Feindbild Nr. 2: «Sozialschmarotzer» und «Scheininvalide». Jede und jeder ist für sich selbst verantwortlich. All jene, die es nicht schaffen, sind selber schuld. Sie verkörpern das «Schwache», das es auszumerzen gilt. «Sozialschmarotzer» ist ein seit etwa Ende der 1970er Jahren verwendetes pejoratives Schlagwort für einen Einzelnen oder eine Gruppe von Menschen, die eine andere soziale Gruppe (z. B. einen Sozialstaat oder eine Solidargemeinschaft) „ausbeuten“ würden.

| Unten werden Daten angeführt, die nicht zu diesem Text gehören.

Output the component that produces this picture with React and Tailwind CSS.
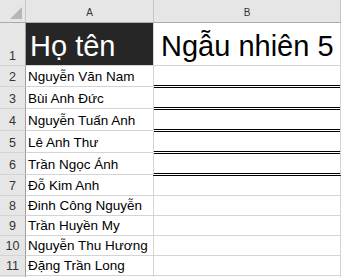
import React from "react";

const FONT = "font-['Liberation_Sans',Arial,sans-serif]";

// row number, name, row height incl. bottom gridline, double rule under column B
const ROWS = [
  { n: 2, name: "Nguyễn Văn Nam", h: "h-[21px]", bh: "h-[22px]", dbl: true },
  { n: 3, name: "Bùi Anh Đức", h: "h-[22px]", bh: "h-[23px]", dbl: true },
  { n: 4, name: "Nguyễn Tuấn Anh", h: "h-[22px]", bh: "h-[23px]", dbl: true },
  { n: 5, name: "Lê Anh Thư", h: "h-[22px]", bh: "h-[23px]", dbl: true },
  { n: 6, name: "Trần Ngọc Ánh", h: "h-[22px]", bh: "h-[23px]", dbl: true },
  { n: 7, name: "Đỗ Kim Anh", h: "h-[21px]" },
  { n: 8, name: "Đinh Công Nguyễn", h: "h-[20px]" },
  { n: 9, name: "Trần Huyền My", h: "h-[20px]" },
  { n: 10, name: "Nguyễn Thu Hương", h: "h-[20px]" },
  { n: 11, name: "Đặng Trần Long", h: "h-[20px]" },
];

function RowNum({ children, h }) {
  return (
    <div
      className={`${h} w-[26px] shrink-0 flex items-end justify-center pb-[2px] bg-[#e6e6e6] border-r border-b border-r-[#9f9f9f] border-b-[#d4d4d4] text-[12.5px] leading-[14px] text-[#333]`}
    >
      {children}
    </div>
  );
}

function BodyRow({ row }) {
  return (
    <div className={`flex ${row.h}`}>
      <RowNum h={row.h}>{row.n}</RowNum>
      <div className="w-[127px] shrink-0 flex items-end pl-[2px] pb-[2px] border-b border-[#d4d4d4] text-[13.5px] leading-[15px] text-black whitespace-nowrap">
        {row.name}
      </div>
      {row.dbl ? (
        <div
          className={`relative z-10 ${row.bh} w-[188px] shrink-0 border-l border-r border-l-[#d4d4d4] border-r-[#d4d4d4] border-b-[3px] border-double border-b-black`}
        />
      ) : (
        <div className="w-[188px] shrink-0 border-l border-r border-b border-[#d4d4d4]" />
      )}
    </div>
  );
}

export default function App() {
  return (
    <div className={`${FONT} w-[341px] h-[277px] overflow-hidden bg-white`}>
      {/* column letters */}
      <div className="flex h-[23px] bg-[#e6e6e6] border-b border-[#ababab]">
        <div className="w-[26px] shrink-0 border-r border-[#c6c6c6] relative">
          <svg width="25" height="22" className="absolute left-0 top-0">
            <polygon points="22,7 22,19 10,19" fill="#b6b6b6" />
          </svg>
        </div>
        <div className="w-[127px] shrink-0 flex items-end justify-center pb-[3px] text-[10px] leading-[12px] text-[#333]">
          A
        </div>
        <div className="w-[188px] shrink-0 flex items-end justify-center pb-[3px] border-l border-r border-[#c6c6c6] text-[10px] leading-[12px] text-[#333]">
          B
        </div>
      </div>

      {/* header row */}
      <div className="flex h-[43px]">
        <RowNum h="h-[43px]">1</RowNum>
        <div className="w-[127px] shrink-0 flex items-end pl-[4px] pb-[4px] bg-[#262626] border-b border-[#d4d4d4] text-[29px] leading-[29px] text-white whitespace-nowrap">
          Họ tên
        </div>
        <div className="w-[188px] shrink-0 flex items-end pl-[7px] pb-[4px] border-l border-r border-b border-[#d4d4d4] text-[29px] leading-[29px] text-black whitespace-nowrap">
          Ngẫu nhiên 5
        </div>
      </div>

      {ROWS.map((row) => (
        <BodyRow key={row.n} row={row} />
      ))}

      <div className="flex h-[20px]">
        <div className="w-[26px] shrink-0 bg-[#e6e6e6] border-r border-[#9f9f9f]" />
        <div className="w-[127px] shrink-0" />
        <div className="w-[188px] shrink-0 border-l border-r border-[#d4d4d4]" />
      </div>
    </div>
  );
}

Gelegentlich wird die Bezeichnung polemisch in Medien und politischen Debatten allgemein auf Arbeitslose, Sozialhilfeempfänger, Langzeitstudenten, Asylanten, Totalverweigerer, Kinderlose oder auch Kinderreiche erweitert. Seltener werden auch Leute als «Sozialschmarotzer» bezeichnet, die notwendigerweise, wie etwa aus gesundheitlichen Gründen, aufgrund hohen Lebensalters oder aus Verfolgung auf soziale Hilfe angewiesen sind. Oft werden Personen, die angeblich oder tatsächlich unberechtigt staatliche Transferleistungen erhalten (Leistungsmissbrauch bzw. Sozialhilfemissbrauch) oder die Schwarzarbeit und Steuerhinterziehung begehen, so bezeichnet. Steuerhinterzieher sind allerdings eher nicht gemeint, wenn die SVP von Sozialschmarotzern spricht.

Feindbild Nr. 3: Die Linken und die Netten. Unter dem Stichwort «Folgen der Multikultur» sagte SVP-Nationalrat Yvan Perrin in einem Referat zur «Ausschaffungsinitiative» 2010: «Die grassierende Ausländerkriminalität hat eine ideologische Grundlage: sie heisst Multikultur. Und für die grassierende Ausländerkriminalität gibt es politisch Verantwortliche: Es sind die Linken und Netten. Sie heissen SP, Grüne, CVP und FDP. Sie schwärmen von einer neuen Schweiz; von einer offenen Schweiz, die ihres Traditionsfundamentes beraubt der vielfarbigen Benetton-Werbung gleicht. Als Allianz weltfremder Träumer haben Linke und Nette während Jahren im Bundesparlament und in den Kantonsparlamenten alle Vorstösse und Lösungsbemühungen der SVP abgelehnt und abgeblockt. Die Folge ist eine verantwortungslose Schleusen-Auf-Politik.»

Interessant an diesem Zitat ist der Begriff der «Schleusen-Auf-Politik», der sehr schön das Konzept des Schattens, der auf ein Feindbild projiziert wird, illustriert. Das «Böse» kommt von aussen, es bedroht, mit Hilfe von «Kollaborateuren mit dem Feind» im Innern, die «heile Welt der Schweiz», die es zwar nie gegeben hat, die aber zweifellos eine schöne Wunschprojektion der Parteianhängerinnen und -anhänger ist, eine heile Welt, in der der Parteipräsident mit einem Lämmchen auf dem Schoss vor seinem bäuerlichen Anwesen sitzt, in der es keine Drogen und keine Kriminalität und keine arbeitenden Mütter gibt. Yves Perrin schliesst seine Rede mit dem ebenfalls aufschlussreichen Zitat: «Es ist somit an der SVP, das Bedürfnis der Schweizerinnen und Schweizer nach mehr Sicherheit, mehr Grenzen und vor allem nach konsequentem Durchgreifen beim Überschreiten der Grenzen, aufzunehmen und umzusetzen.»